It’s been a busy 10 years for business news, but BNN Bloomberg’s anchors and reporters managed to sneak in some extra reading throughout the decade.From a book about what millionaires do differently, to a deftly-written autobiography on one of technology’s biggest pioneers, to an account of Britain’s biggest embarrassments of World War II — this decade’s best business books (or books with a business bent) encompass a wide range of topics and genres.If you manage to catch a break this holiday, be sure to check out some of the titles below. Happy reading!


Embedded Image Pattie Lovett-Reid

The Millionaire Next Door by Thomas Stanley

This is by far my favourite book of the decade. It’s a book I not only read, but encouraged all four of my children to read so we could discuss it as a family. This isn’t a book about being a millionaire. It is a book about thinking like a millionaire – and millionaires do think differently than the rest of us.

Talk of accumulating wealth isn’t enough. Reading blogs and Googling information about money strategies isn’t enough, nor is wishful thinking. What needs to happen is action. Action when it comes to money talks louder than words.

I have found those who dedicate time and energy on an ongoing basis are the ones with the discipline to get a financial education that grows over time, along with their wealth.  The Millionaire Next Door highlights millionaires spend eight hours per month, on average, managing their finances. They aren't seasonally checking out their options. Many millionaires aren’t flashy and don’t spend money frivolously. They are often first-generation, self-made, small business owners. Creating wealth didn’t happen overnight. It took years to amass their wealth and only by living a modest lifestyle were they able to save.

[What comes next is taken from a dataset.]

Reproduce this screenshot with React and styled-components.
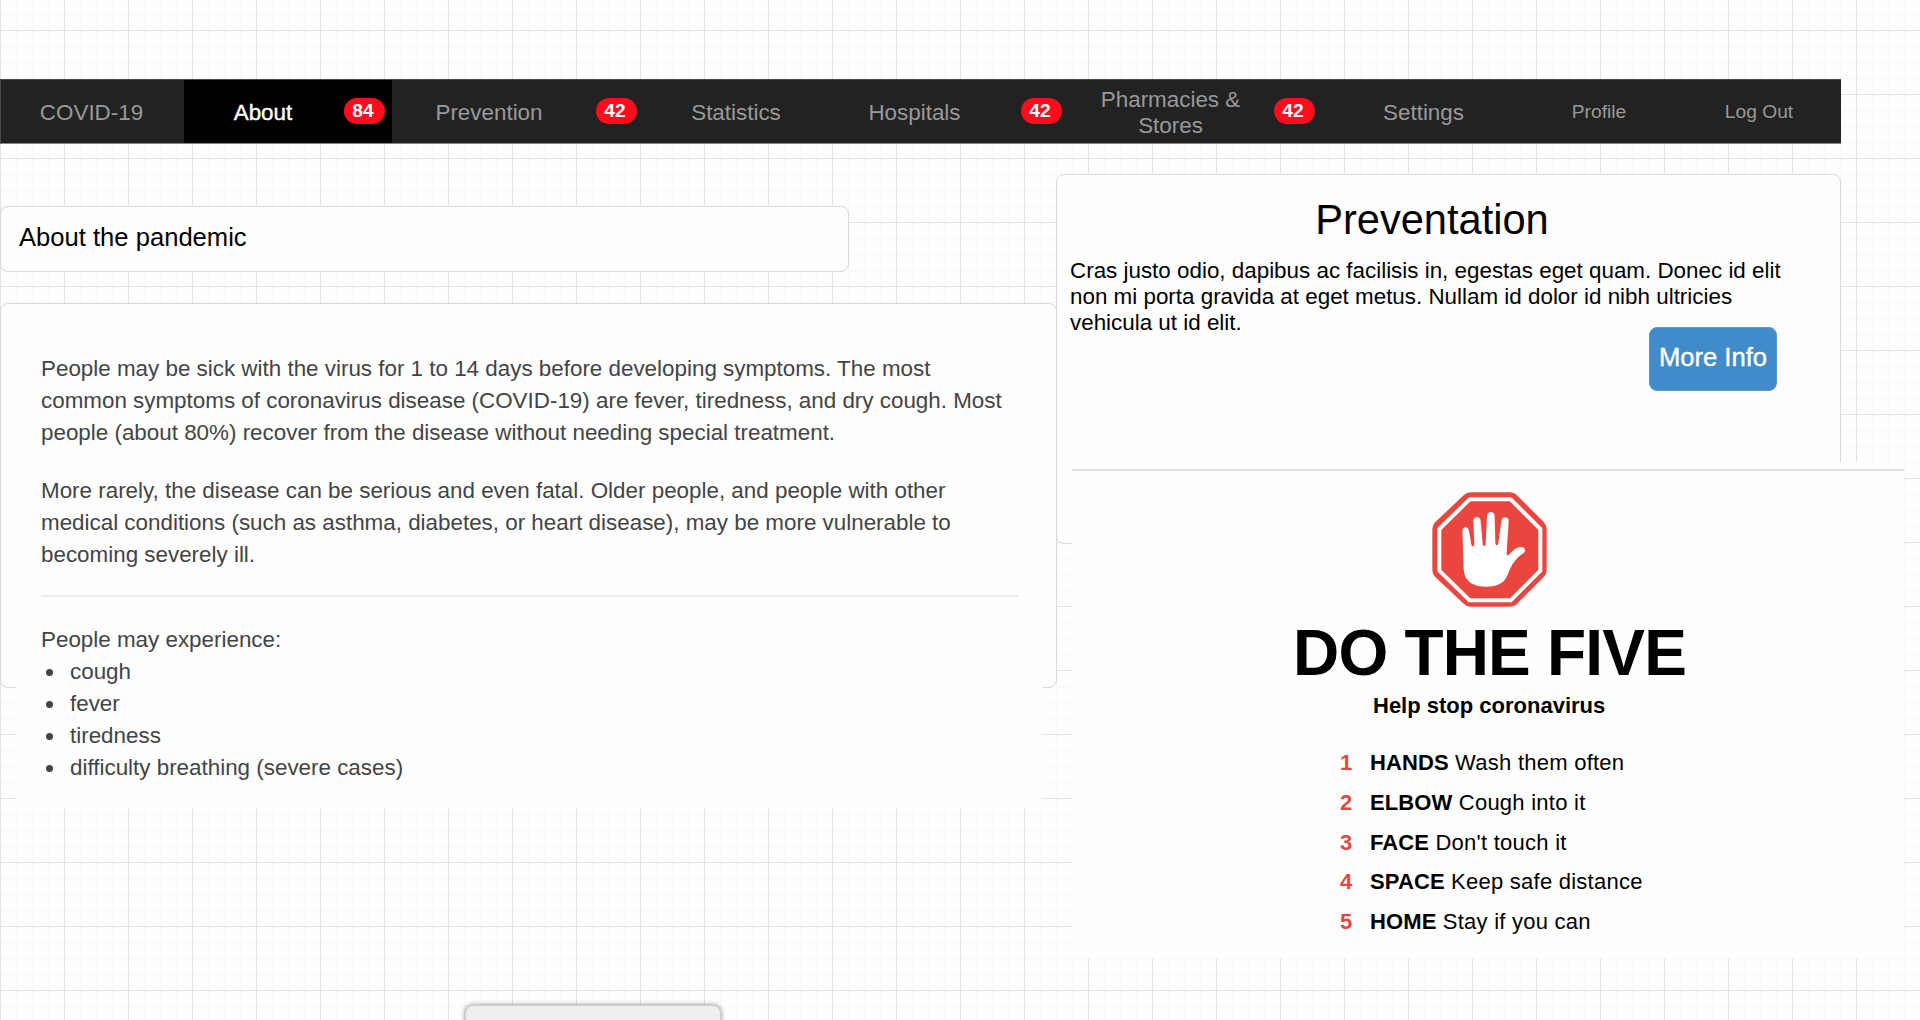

Many dream of becoming a millionaire or financially secure, but achieving that goal will not come from the occasional word search via Google. Financially literacy is hard work and an ongoing process. We owe it to ourselves the make the commitment to take charge now. This book was published more than 20 years ago and is as relevant today as it was then.


Embedded Image David George-Cosh

Steve Jobs: The Exclusive Biography by Walter Isaacson

This book, released shortly after Jobs’ death from cancer, was a remarkable and honest look at one of the business world’s greatest visionaries. From his childhood growing up in California as the adoptive child of a machinist and accountant, to his time building the various devices that contributed to Jobs’ rollercoaster career with Apple, Isaacson deftly captures the essence of the person who ushered in the personal and mobile computing revolution we now live in today.


Embedded Image Tara Weber

Seeing Around Corners: How to Spot Inflection Points in Business Before They Happen by Rita McGrath

In this book, McGrath discusses incoming disruptions in various industries as both a risk and an opportunity. She says paradigm shifts, or inflection points, are constantly happening, citing companies like Blockbuster and Kodak as “disruptors” that crept up slowly and became sudden powerhouses. She also discusses the opportunities grasped by the disruptors, i.e. the Netflix’s and Amazon’s of the world. Her book examines how a corporation can achieve that sought after “strategic agility” and how it can better anticipate change. Spoiler alert: it includes looking around corners, stepping outside your corporate bubble, observing industry demand and listening to those with different viewpoints.


Embedded Image​ Greg Bonnell

The Big Short: Inside the Doomsday Machine and Boomerang: Travels in the New Third World by Michael Lewis

The business writer of the decade award has to go to Michael Lewis. He has a gift for breaking down some pretty dense stuff and crafting finance esoterica into compelling page-turners. You can choose any of his books for the past 10 years and crown it the business book of the decade. If you’ve never read his work, start with The Big Short: Inside the Doomsday Machine. Cheap money has been the drug of the decade, and Lewis takes the reader to its origins – financial sector on the brink. If you’ve already read the hits, then check out Boomerang: Travels in the New Third World. Lewis travels to Ireland, Greece, Iceland and Germany to explore how cheap money mucked things up. I’ve been to Germany, but was not aware of their feelings toward money and human excrement until Lewis enlightened me. Ever heard of der Dukatenscheisser?


Embedded Image Andrew Bell

Fiasco: The Break-out of the German Battleships by John Deane Potter

This account of the biggest British embarrassments of World War II provides lessons for any business on the importance of checking assumptions and ensuring that managers aren’t hoarding information. In 1942, three huge German warships — Scharnhorst, Gneisenau, Prinz Eugen — sailed via the English Channel from Brest, France to Germany. They shook off attacks from British ships and aircraft, which should have found them easy targets in the narrow waters. Secrecy, complacency and poor planning in the British military produced a shambolic response. The one piece of good news for an irate Winston Churchill was that mines damaged Scharnhorst and Gneisenau. However, the British couldn’t announce that success because it would have revealed their ability to decrypt German messages.